There’s a beautiful episode near the beginning of Jhumpa Lahiri’s second novel that encapsulates the complicated relationship between the two Indian brothers at the heart of the story. Subhash, a nonconfrontational pleaser, and Udayan, a revolutionary in the making, grow up together in a comfortable house in Calcutta, next to a marshy lowland. Subhash remembers that on the day the courtyard of their home was paved, the boys were ordered to stay indoors. Subhash obeyed. Udayan ventured out, losing his balance on the planks above the wet cement and leaving indelible footprints as evidence of his transgression. “The imperfection became a mark of distinction about their home,” Lahiri writes. “Something visitors noticed, the first family anecdote that was told.” The footprints are evidence that Udayan’s rebellions leave more marks on the world than the respectable pursuits of Subhash.

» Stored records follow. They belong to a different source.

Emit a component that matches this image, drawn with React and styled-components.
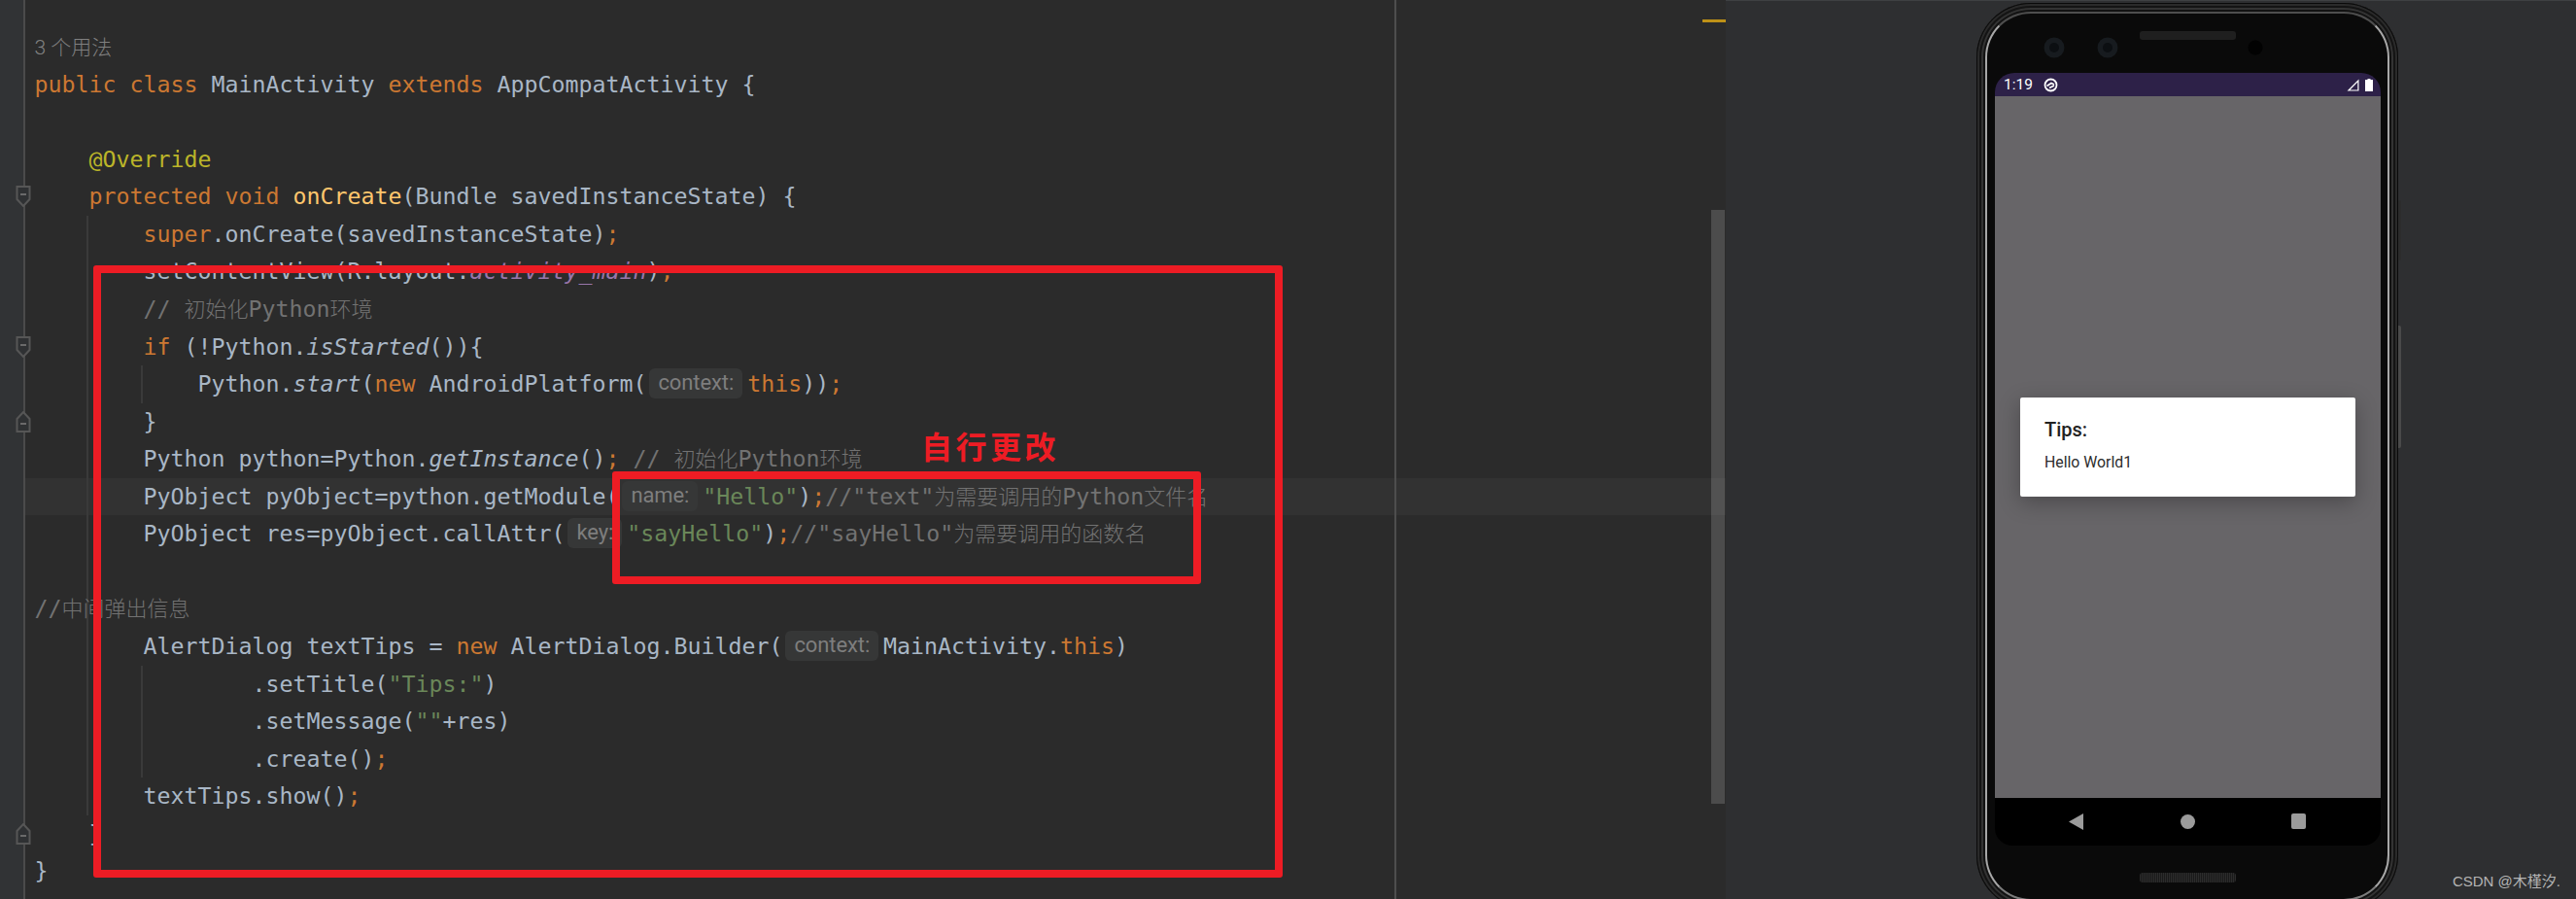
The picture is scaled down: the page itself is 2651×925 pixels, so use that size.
import styled, { createGlobalStyle } from 'styled-components';

const Global = createGlobalStyle`
  html, body {
    margin: 0;
    width: 2651px;
    height: 925px;
    overflow: hidden;
    background: #2e2f31;
  }
`;

const Page = styled.div`
  display: flex;
  width: 2651px;
  height: 925px;
  overflow: hidden;
  position: relative;
`;

/* ---------- editor ---------- */
const Editor = styled.div`
  position: relative;
  width: 1776px;
  height: 925px;
  padding-top: 29px;
  box-sizing: border-box;
  overflow: hidden;
  background: linear-gradient(90deg, #313335 24px, #4b4b4b 24px 26px, #2b2b2b 26px);
  font-family: 'DejaVu Sans Mono', 'Noto Sans CJK SC', monospace;
  font-size: 23.26px;
  color: #a9b7c6;
`;

const guideBg = 'linear-gradient(#3a3a3a, #3a3a3a)';
const Line = styled.div`
  position: relative;
  height: 38.57px;
  line-height: 38.57px;
  margin-left: 26px;
  padding-left: 9.5px;
  white-space: pre;
  background-color: ${(p) => (p.$current ? '#323232' : 'transparent')};
  background-image: ${(p) =>
    p.$guides ? Array(p.$guides).fill(guideBg).join(',') : 'none'};
  background-repeat: no-repeat;
  background-size: 2px 100%;
  background-position: 63px 0, 119px 0;
`;

const Kw = styled.span`
  color: #cc7832;
`;
const Str = styled.span`
  color: #6a8759;
`;
const Note = styled.span`
  color: #727272;
`;
const Method = styled.span`
  color: #ffc66d;
`;
const Annotation = styled.span`
  color: #bbb529;
`;
const Field = styled.span`
  color: #9876aa;
  font-style: italic;
`;
const Static = styled.span`
  font-style: italic;
`;
const Cjk = styled.span`
  font-family: 'Noto Sans CJK SC', sans-serif;
  font-size: 22px;
  line-height: 1;
  font-weight: 300;
  color: #727272;
`;
const Usages = styled.span`
  font-family: 'Roboto', 'Noto Sans CJK SC', sans-serif;
  font-size: 21px;
  line-height: 1;
  font-weight: 300;
  color: #808080;
`;
const Inlay = styled.span`
  display: inline-block;
  height: 31px;
  line-height: 30px;
  margin: 3px 5px 0 3px;
  padding: 0 9px;
  border-radius: 6px;
  background: #363737;
  color: #7e7e7e;
  font-family: 'Roboto', sans-serif;
  font-size: 22px;
  letter-spacing: -0.1px;
  vertical-align: top;
`;

const FoldSvg = styled.svg`
  position: absolute;
  left: -10px;
  top: 8px;
  width: 16px;
  height: 22px;
`;

function Fold({ end }) {
  return (
    <FoldSvg viewBox="0 0 16 22">
      <path
        d={end ? 'M1.5 21 H14.5 V8 L8 1 L1.5 8 Z' : 'M1.5 1 H14.5 V14 L8 21 L1.5 14 Z'}
        fill="#2f3133"
        stroke="#565656"
        strokeWidth="2"
      />
      <path d={end ? 'M5 13 H11' : 'M5 9 H11'} stroke="#6a6a6a" strokeWidth="2" />
    </FoldSvg>
  );
}

const MarginLine = styled.div`
  position: absolute;
  left: 1435px;
  top: 0;
  bottom: 0;
  width: 2px;
  background: #4e4e4e;
`;
const Stripe = styled.div`
  position: absolute;
  left: 1752px;
  top: 20px;
  width: 24px;
  height: 3px;
  background: #be9117;
`;
const Thumb = styled.div`
  position: absolute;
  left: 1761px;
  top: 216px;
  width: 14px;
  height: 611px;
  background: rgba(255, 255, 255, 0.155);
`;
const RedBox = styled.div`
  position: absolute;
  box-sizing: border-box;
  left: ${(p) => p.$x}px;
  top: ${(p) => p.$y}px;
  width: ${(p) => p.$w}px;
  height: ${(p) => p.$h}px;
  border: 8px solid #ed1c24;
  border-radius: 3px;
`;
const RedLabel = styled.div`
  position: absolute;
  left: 948px;
  top: 436px;
  font-family: 'Noto Sans CJK SC', sans-serif;
  font-size: 32px;
  line-height: 44px;
  font-weight: 700;
  letter-spacing: 3.5px;
  color: #ed1c24;
`;

/* ---------- emulator side ---------- */
const Side = styled.div`
  position: relative;
  flex: 1;
  height: 925px;
  box-sizing: border-box;
  padding: 3px 0 0 258px;
  background: #2e2f31;
  border-top: 1px solid #3e4042;
`;
const Frame = styled.div`
  position: relative;
  box-sizing: border-box;
  width: 434px;
  height: 933px;
  margin-top: -1px;
  padding: 9px;
  border-radius: 56px;
  background: #121212;
  box-shadow: inset 0 0 0 1px #0a0a0a, inset 0 0 0 3px #2a2a2a, inset 0 0 0 5px #141414,
    inset 0 0 0 7px #333;
`;
const SideKey = styled.div`
  position: absolute;
  left: 434px;
  top: ${(p) => p.$y}px;
  width: 3px;
  height: ${(p) => p.$h}px;
  background: ${(p) => p.$c};
  border-radius: 0 2px 2px 0;
`;
const Bezel = styled.div`
  box-sizing: border-box;
  height: 100%;
  padding: 0 7px 0 8px;
  border: 2px solid;
  border-color: #4e4e4e #a8a8a8 #7c7c7c #a8a8a8;
  border-radius: 47px;
  background: #0a0a0a;
  display: flex;
  flex-direction: column;
`;
const TopBezel = styled.svg`
  display: block;
  flex: none;
  width: 397px;
  height: 61px;
`;
const Screen = styled.div`
  flex: none;
  display: flex;
  flex-direction: column;
  height: 794.5px;
`;
const StatusBar = styled.div`
  flex: none;
  height: 24px;
  padding: 0 8px 0 9px;
  display: flex;
  align-items: center;
  border-radius: 20px 20px 0 0;
  background: #2d2148;
  color: #fff;
  font-family: 'Roboto', sans-serif;
  font-size: 15.5px;
`;
const StatusIcon = styled.svg`
  display: block;
  margin-left: ${(p) => p.$gap || 0}px;
`;
const Spacer = styled.div`
  flex: 1;
`;
const Content = styled.div`
  flex: 1;
  display: flex;
  align-items: center;
  justify-content: center;
  background: #676568;
`;
const Dialog = styled.div`
  box-sizing: border-box;
  width: 345px;
  height: 102px;
  padding: 18px 25px 0;
  border-radius: 2px;
  background: #fff;
  box-shadow: 0 6px 22px rgba(0, 0, 0, 0.28);
  font-family: 'Roboto', sans-serif;
`;
const DialogTitle = styled.div`
  font-size: 20px;
  line-height: 30px;
  font-weight: 500;
  color: #222;
`;
const DialogText = styled.div`
  margin-top: 7px;
  font-size: 15.8px;
  line-height: 24px;
  color: #2c2c2c;
`;
const NavBar = styled.div`
  flex: none;
  height: 48.5px;
  display: grid;
  grid-template-columns: 76px 15px 100px 15px 99px 15px;
  justify-items: center;
  align-items: center;
  border-radius: 0 0 18px 18px;
  background: #000;
`;
const BackKey = styled.svg`
  grid-column: 2;
  width: 15px;
  height: 17px;
`;
const HomeKey = styled.div`
  grid-column: 4;
  width: 15px;
  height: 15px;
  border-radius: 50%;
  background: #9b9b9b;
`;
const RecentKey = styled.div`
  grid-column: 6;
  width: 15px;
  height: 16px;
  border-radius: 2px;
  background: #9b9b9b;
`;
const BottomBezel = styled.div`
  flex: 1;
  display: flex;
  justify-content: center;
  padding-top: 28px;
`;
const Grille = styled.div`
  width: 99px;
  height: 10px;
  border-radius: 3px;
  background: repeating-linear-gradient(90deg, #2c2c2c 0 1px, #1a1a1a 1px 2px);
`;
const Watermark = styled.div`
  position: absolute;
  right: 16px;
  bottom: 8px;
  font-family: 'Liberation Sans', 'Noto Sans CJK SC', sans-serif;
  font-size: 15px;
  line-height: 20px;
  color: #b4b4b4;
`;

export default function App() {
  return (
    <Page>
      <Global />
      <Editor>
        <Line>
          <Usages>3 个用法</Usages>
        </Line>
        <Line>
          <Kw>public class</Kw> MainActivity <Kw>extends</Kw> AppCompatActivity {'{'}
        </Line>
        <Line />
        <Line>
          {'    '}
          <Annotation>@Override</Annotation>
        </Line>
        <Line>
          <Fold />
          {'    '}
          <Kw>protected void</Kw> <Method>onCreate</Method>(Bundle savedInstanceState) {'{'}
        </Line>
        <Line $guides={1}>
          {'        '}
          <Kw>super</Kw>.onCreate(savedInstanceState)<Kw>;</Kw>
        </Line>
        <Line $guides={1}>
          {'        '}setContentView(R.layout.<Field>activity_main</Field>)<Kw>;</Kw>
        </Line>
        <Line $guides={1}>
          {'        '}
          <Note>// </Note>
          <Cjk>初始化</Cjk>
          <Note>Python</Note>
          <Cjk>环境</Cjk>
        </Line>
        <Line $guides={1}>
          <Fold />
          {'        '}
          <Kw>if</Kw> (!Python.<Static>isStarted</Static>()){'{'}
        </Line>
        <Line $guides={2}>
          {'            '}Python.<Static>start</Static>(<Kw>new</Kw> AndroidPlatform(
          <Inlay>context:</Inlay>
          <Kw>this</Kw>))<Kw>;</Kw>
        </Line>
        <Line $guides={1}>
          <Fold end />
          {'        }'}
        </Line>
        <Line $guides={1}>
          {'        '}Python python=Python.<Static>getInstance</Static>()<Kw>;</Kw>{' '}
          <Note>// </Note>
          <Cjk>初始化</Cjk>
          <Note>Python</Note>
          <Cjk>环境</Cjk>
        </Line>
        <Line $guides={1} $current>
          {'        '}PyObject pyObject=python.getModule(
          <Inlay>name:</Inlay>
          <Str>"Hello"</Str>)<Kw>;</Kw>
          <Note>//"text"</Note>
          <Cjk>为需要调用的</Cjk>
          <Note>Python</Note>
          <Cjk>文件名</Cjk>
        </Line>
        <Line $guides={1}>
          {'        '}PyObject res=pyObject.callAttr(
          <Inlay>key:</Inlay>
          <Str>"sayHello"</Str>)<Kw>;</Kw>
          <Note>//"sayHello"</Note>
          <Cjk>为需要调用的函数名</Cjk>
        </Line>
        <Line $guides={1} />
        <Line $guides={1}>
          <Note>//</Note>
          <Cjk>中间弹出信息</Cjk>
        </Line>
        <Line $guides={1}>
          {'        '}AlertDialog textTips = <Kw>new</Kw> AlertDialog.Builder(
          <Inlay>context:</Inlay>
          MainActivity.<Kw>this</Kw>)
        </Line>
        <Line $guides={2}>
          {'                '}.setTitle(<Str>"Tips:"</Str>)
        </Line>
        <Line $guides={2}>
          {'                '}.setMessage(<Str>""</Str>+res)
        </Line>
        <Line $guides={2}>
          {'                '}.create()<Kw>;</Kw>
        </Line>
        <Line $guides={1}>
          {'        '}textTips.show()<Kw>;</Kw>
        </Line>
        <Line>
          <Fold end />
          {'    }'}
        </Line>
        <Line>{'}'}</Line>

        <MarginLine />
        <Stripe />
        <Thumb />
        <RedBox $x={96} $y={273} $w={1224} $h={630} />
        <RedBox $x={630} $y={485} $w={606} $h={116} />
        <RedLabel>自行更改</RedLabel>
      </Editor>

      <Side>
        <Frame>
          <SideKey $y={203} $h={62} $c="#2c2c2c" />
          <SideKey $y={332} $h={126} $c="#4a4a4a" />
          <Bezel>
            <TopBezel viewBox="0 0 397 61">
              <circle cx="61" cy="35" r="10.5" fill="#171b1f" />
              <circle cx="61" cy="35" r="5" fill="#0c0f12" />
              <circle cx="116" cy="35" r="10.5" fill="#171b1f" />
              <circle cx="116" cy="35" r="5" fill="#0c0f12" />
              <rect x="149" y="18" width="99" height="9" rx="3" fill="#1f1f1f" />
              <circle cx="268" cy="35" r="7.5" fill="#020202" />
            </TopBezel>
            <Screen>
              <StatusBar>
                1:19
                <StatusIcon $gap={11} width="15" height="15" viewBox="0 0 15 15">
                  <circle cx="7.5" cy="7.5" r="6" fill="none" stroke="#fff" strokeWidth="1.8" />
                  <path d="M3.5 8.5 L8 5.5 L11 7 M6 10.5 L11 8" fill="none" stroke="#fff" strokeWidth="1.8" />
                </StatusIcon>
                <Spacer />
                <StatusIcon width="13" height="13" viewBox="0 0 12 13">
                  <path d="M0 12.5 L12 0.5 V12.5 Z M10.8 3.4 L3 11.4 H10.8 Z" fill="#fff" fillRule="evenodd" />
                </StatusIcon>
                <StatusIcon $gap={6} width="8" height="13" viewBox="0 0 8 13">
                  <path d="M2.5 0 H5.5 V1 H8 V13 H0 V1 H2.5 Z" fill="#fff" />
                </StatusIcon>
              </StatusBar>
              <Content>
                <Dialog>
                  <DialogTitle>Tips:</DialogTitle>
                  <DialogText>Hello World1</DialogText>
                </Dialog>
              </Content>
              <NavBar>
                <BackKey viewBox="0 0 15 17">
                  <path d="M15 0 V17 L0 8.5 Z" fill="#9b9b9b" />
                </BackKey>
                <HomeKey />
                <RecentKey />
              </NavBar>
            </Screen>
            <BottomBezel>
              <Grille />
            </BottomBezel>
          </Bezel>
        </Frame>
        <Watermark>CSDN @木槿汐.</Watermark>
      </Side>
    </Page>
  );
}
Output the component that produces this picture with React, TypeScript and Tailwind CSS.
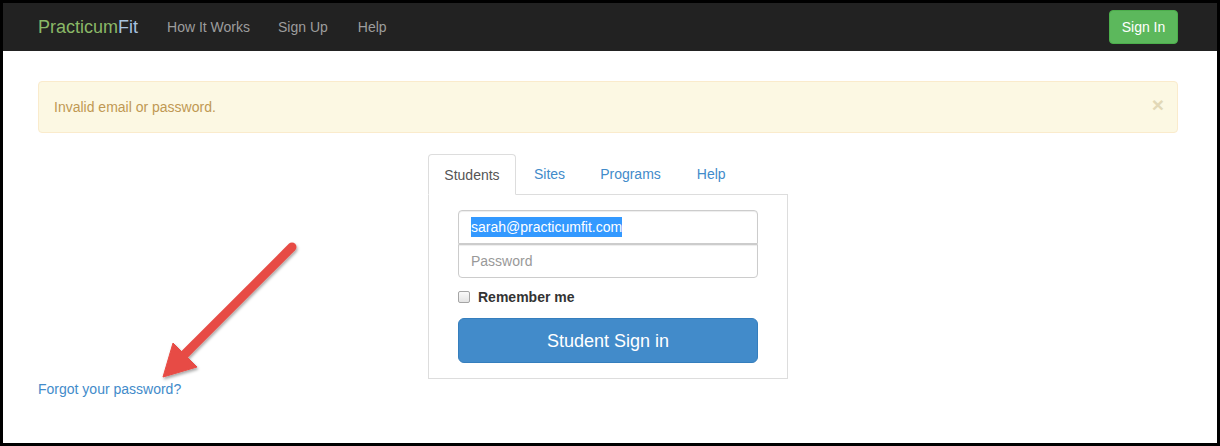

The brothers’ lives take divergent turns, but remain fatefully connected even after tragedy strikes the family. As has become her trademark, Lahiri approaches the story with a sophisticated lack of judgment. And her way of spanning decades and generations without cluttering the story allows us to see how one event can continue to shape lives long after its immediate shock has faded.
The Tutu by Léon Genonceaux. A notorious 19th century publisher wrote a racy novel of his own.
Genonceaux became notorious in 19th-century Paris for publishing scandalous works of literature that no one else would touch. He was the first to publish Rimbaud’s poems, and was once taken into custody for publishing immoral work. But he also wrote a novel of his own, which he published under a pseudonym in 1891. From there, the life of The Tutu becomes as fascinating as the novel itself. Almost the entire print run vanished immediately, dooming the novel to decades of obscurity. (Today, only five copies of the first edition remain.) The plot, although incidental to the wicked, delirious wit that gives the book its brilliance, involves a young Parisian man named Mauri who is prone to losing fortunes, cheating on his new wife, and bouts of megalomania—at a party, he leans against a wall, “musing upon human stupidity and the universal law of hypocrisy.” Yet Mauri is no genius, and his exploits around Paris are ridiculous, fanciful, and depraved; one lover is a two-headed woman, another sleeps with snakes and other animals in her bed. If the novel were better known, we’d insist that it influenced everyone from Henry Miller to P.G. Wodehouse to John Kennedy Toole. Since it isn’t, we have to settle for saying that it was simply far, far ahead of its time.
The Salinger Contractby Adam Langer.
Two writers find themselves in the unlikely role of protagonists in a heist thriller.
To most writers, the subject of money is like the words of a bully—they exhaust themselves pretending to not be affected by it. In his new novel, Adam Langer exploits this fact, creating a down-on-his-luck writer named Conner whose ambivalence toward money is put to the test when a mysterious millionaire offers him $2.5 million to write a book that no one but the millionaire will ever read. Conner can’t resist, and from there, the writing of that novel improbably becomes the core of a thriller, as life imitates art and art imitates life, and the players lose track of who is to blame. Along with suspense, The Salinger Contract serves up a plot that allows for plenty of consideration of the state of book publishing. “Maybe this was the future,” muses the narrator, another writer to whom Conner tells his story and who eventually becomes entangled in the plot. “Writers being paid to create books for only one reader who would measure his status on the basis of which author he had paid to write a book solely for him.” If only it were that simple.
No Better Time by Molly Knight Raskin. The story of a dot-com billionaire who died in the World Trade Center attacks after revolutionizing the Internet.
Danny Lewin was one of the architects of the Internet as we know it today. He invented a set of algorithms that helped speed up the transfer of information dramatically by “caching.” Those algorithms became the foundation for the company Akamai, which went public in 1999 and turned Lewin into a billionaire at age 30. On September 11, 2001 he boarded American Airlines Flight 11, seated just in front of one of the hijackers. He made a phone call from his seat to Akamai’s lawyer. “They spoke for about fifteen minutes, until Lewin abruptly ended the call in preparation for takeoff,” writes Raskin. When Lewin’s throat was slashed as the plane turned toward the World Trade Centers, he likely became the first 9/11 victim. This is Lewin’s fascinating biography, but it is also a history of the Internet, and those who took it from clunky dial-up service to the speed-of-light marvel. It is also the story of the September 11 attacks themselves, and how they ground the exuberance of the 1990s to a halt. Raskin has meticulously reconstructed the buoyancy of the ’90s dot-com boom, and her restraint in covering the attacks lends a sober poignancy to Lewin’s story.